The world’s biggest independent commodity trader, Vitol, has been revising down its global oil demand growth estimates and now sees growth at just 600,000 bpd-650,000 bpd this year, Vitol’s chief executive Russell Hardy told Bloomberg TV in an interview on Wednesday.  

Next year, demand growth is set to pick up to around 800,000 bpd, according to Vitol, which has much lower projections about demand growth than the current forecasts of the International Energy Agency (IEA), OPEC, or the Energy Information Administration (EIA).

Yet, market participants right now appear to be slightly underestimating risks of supply disruptions, Vitol’s chief executive noted, after the tension in the Middle East and its key oil shipping lane, the Strait of Hormuz, flared up in recent months.

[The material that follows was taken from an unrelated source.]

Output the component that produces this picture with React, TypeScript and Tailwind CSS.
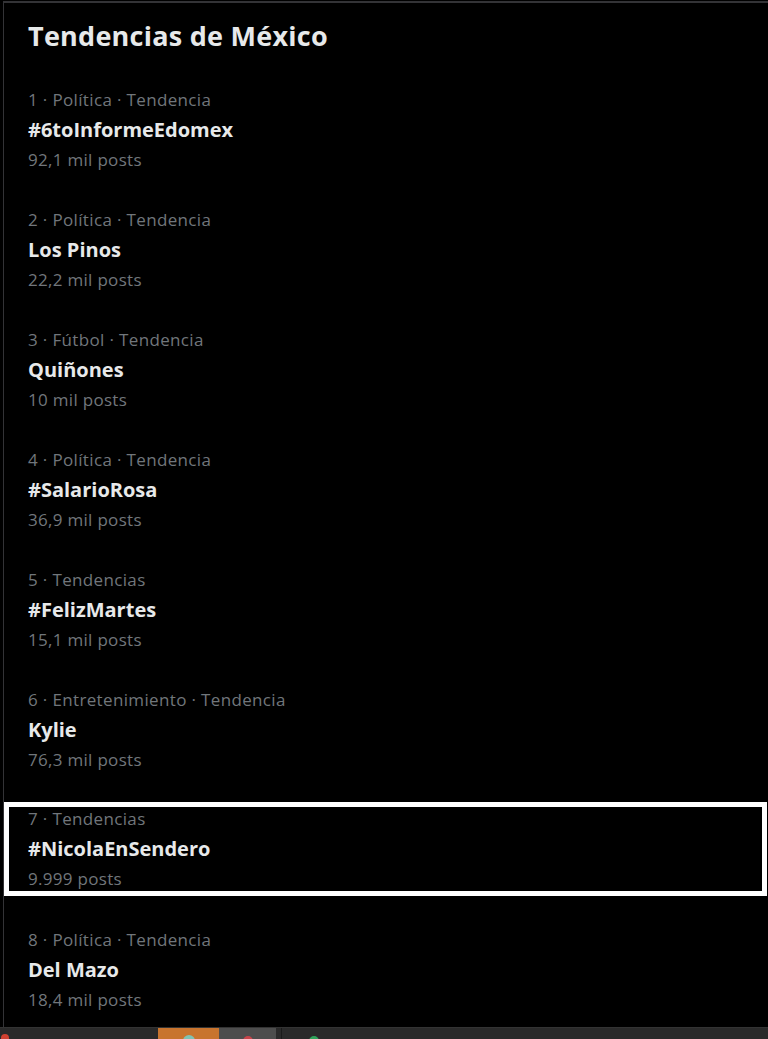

“The market seems to be putting its weight behind economic slowdown and trade wars and slightly under-pricing risk that supply could be interrupted,” Hardy told Bloomberg TV.

That said, demand growth is slowing, as is economic growth in countries such as China, Hardy says.

According to the most recent demand and supply estimates, a larger oil glut is looming in 2020, with non-OPEC supply growth picking up pace next year and demand growth seen faltering.

Several Wall Street investment banks have already warned that the escalating U.S.-China trade war raises the odds of an economic slowdown and subsequent low oil demand growth. Some banks have already cut their oil demand growth estimates for this year, saying that oil demand could grow at its slowest pace in at least half a decade.

In its latest Oil Market Report, the IEA said that oil supply outstripped demand by 900,000 bpd in the first half of 2019, warning that the oil market rebalancing has slowed down. In the July report, the IEA said that its outlook for oil demand growth in 2019 is little changed from the previous report and still stands at 1.2 million bpd.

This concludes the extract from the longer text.